In Smith we revisited the issue of whether a two-family home in which one of the owners occupied and the other rented to a tenant was commercial, and affirmed the trial court's classification of the property as residential and dismissal of the complaint on defendant's motion for summary judgment. Smith, supra, 300 N.J. Super. at 84, 100. We rejected the arithmetic formulas embraced in Avallone and other cases as "poor vehicles for applying rules of law that are based on policy considerations" and unworkable because of the numerous variables at play in each factual situation. Id. at 91-92. Rather, we reverted to the "essential nature" and "use" approach applied prior to Avallone.

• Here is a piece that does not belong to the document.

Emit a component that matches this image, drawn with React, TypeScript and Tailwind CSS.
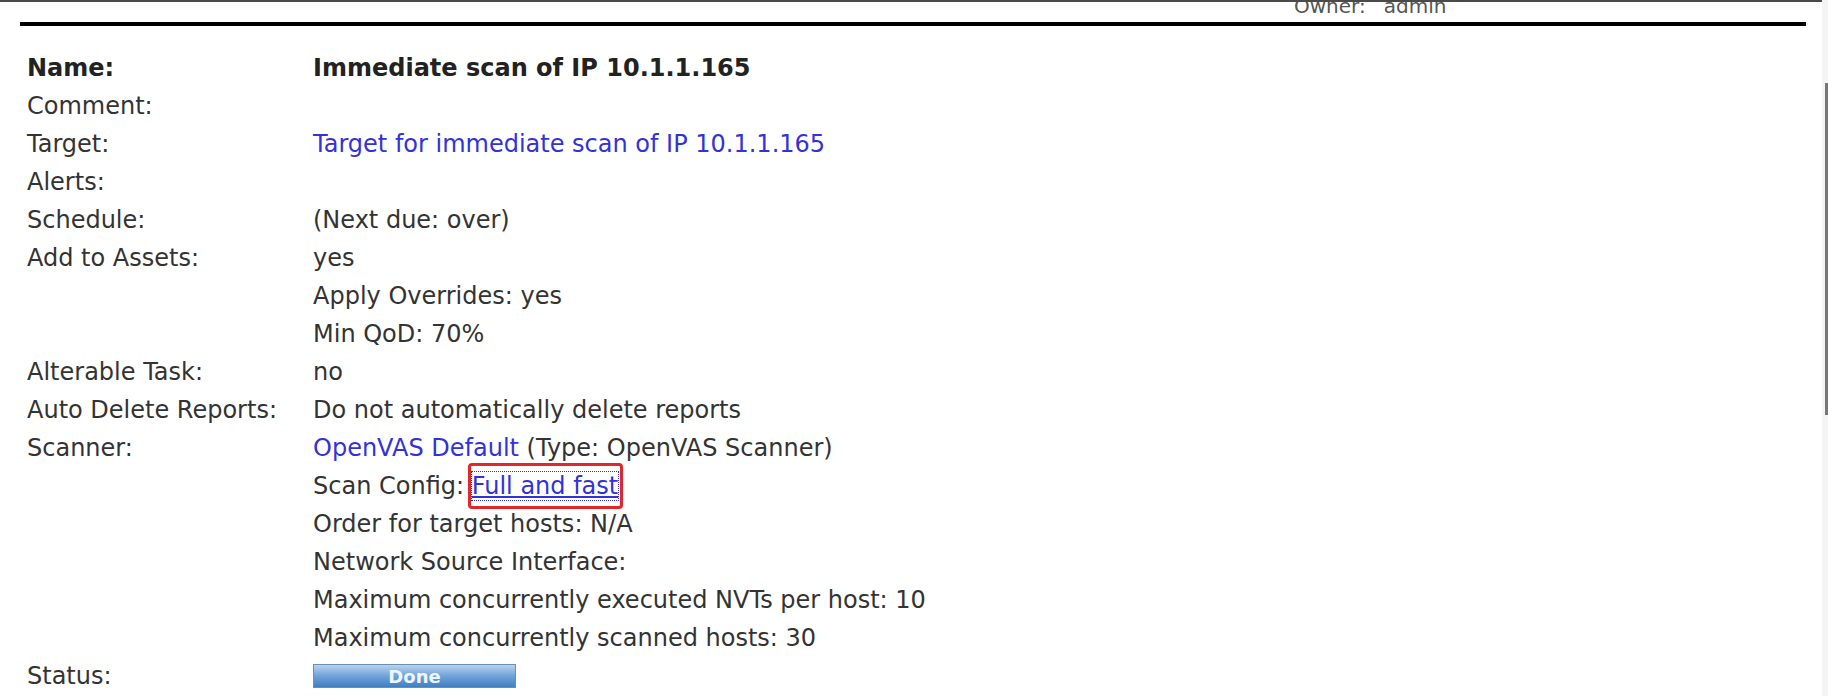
const rows: { label: string; value?: React.ReactNode; bold?: boolean }[] = [
  { label: 'Name:', value: 'Immediate scan of IP 10.1.1.165', bold: true },
  { label: 'Comment:' },
  {
    label: 'Target:',
    value: <a className="text-[#3232d8]">Target for immediate scan of IP 10.1.1.165</a>,
  },
  { label: 'Alerts:' },
  { label: 'Schedule:', value: '(Next due: over)' },
  { label: 'Add to Assets:', value: 'yes' },
  { label: '', value: 'Apply Overrides: yes' },
  { label: '', value: 'Min QoD: 70%' },
  { label: 'Alterable Task:', value: 'no' },
  { label: 'Auto Delete Reports:', value: 'Do not automatically delete reports' },
  {
    label: 'Scanner:',
    value: (
      <>
        <a className="text-[#3232d8]">OpenVAS Default</a> (Type: OpenVAS Scanner)
      </>
    ),
  },
  {
    label: '',
    value: (
      <>
        Scan Config:{' '}
        <span className="relative inline-block">
          <a className="text-[#3232d8] underline decoration-[#3232d8] underline-offset-2 outline-1 outline-dotted outline-[#3232d8]">
            Full and fast
          </a>
          <span className="pointer-events-none absolute -left-[4px] -right-[5px] -top-[5px] -bottom-[5px] rounded-[4px] border-[3px] border-[#e0282a]" />
        </span>
      </>
    ),
  },
  { label: '', value: 'Order for target hosts: N/A' },
  { label: '', value: 'Network Source Interface:' },
  { label: '', value: 'Maximum concurrently executed NVTs per host: 10' },
  { label: '', value: 'Maximum concurrently scanned hosts: 30' },
];

export default function App() {
  return (
    <div className="relative h-[696px] w-[1828px] overflow-hidden bg-white font-['DejaVu_Sans',sans-serif] text-[24px] text-[#333]">
      <div className="h-[2px] bg-[#4a4a4a]" />
      <div className="h-[20px] overflow-hidden">
        <div className="-mt-[6px] flex gap-[18px] pl-[1294px] text-[20px] leading-[20px] text-[#555]">
          <span>Owner:</span>
          <span>admin</span>
        </div>
      </div>
      <div className="ml-[20px] h-[4px] w-[1786px] bg-black" />

      <div className="mt-[23px] grid grid-cols-[286px_1fr] pl-[27px]">
        {rows.map((row, i) => (
          <div key={i} className="contents">
            <div className={`flex h-[38px] items-center ${row.bold ? 'font-bold text-[#222]' : ''}`}>{row.label}</div>
            <div className={`flex h-[38px] items-center whitespace-pre ${row.bold ? 'font-bold text-[#222]' : ''}`}>
              {row.value}
            </div>
          </div>
        ))}
        <div className="flex h-[38px] items-center">Status:</div>
        <div className="flex h-[38px] items-center">
          <div className="flex h-[24px] w-[203px] items-center justify-center border border-[#6a8fb5] bg-gradient-to-b from-[#b9d3ee] via-[#6fa3d8] to-[#3f7fc0] text-[18px] font-bold text-[#eef5ff]">
            Done
          </div>
        </div>
      </div>

      <div className="absolute right-0 top-0 h-full w-[6px] bg-[#f4f4f4]" />
      <div className="absolute right-0 top-[83px] h-[332px] w-[3px] bg-[#777]" />
    </div>
  );
}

Id. at 99-100. We concluded the Supreme Court "had no intention to subsume small owner-occupied dwellings, such as two-or three-family homes, within the classification of commercial property. Such uses are clearly in a category of their own, for they are residential both 'in the nature of their ownership' as well as in 'the use to which the property is put.'" (citation omitted). Ibid.
We are more persuaded by the Smith rationale and the drawing of a bright-line rule classifying owner-occupied two-family homes as residential and excluding them from sidewalk liability, and thus conclude the trial court properly rejected plaintiffs' arguments respecting the Avallone factors and granted summary judgment to defendant. It is thus irrelevant whether plaintiffs were provided the financial information requested in their June motion and contained in the August 21 discovery order prior to the court's disposition of the summary judgment motion.
Plaintiffs' final argument that there should be no residential-commercial distinction, advanced for the first time on appeal, essentially requests that we should revisit the Stewart decision, taking into consideration the buildup of population and housing in New Jersey in the past twenty-five years. That is clearly inappropriate for an intermediary court.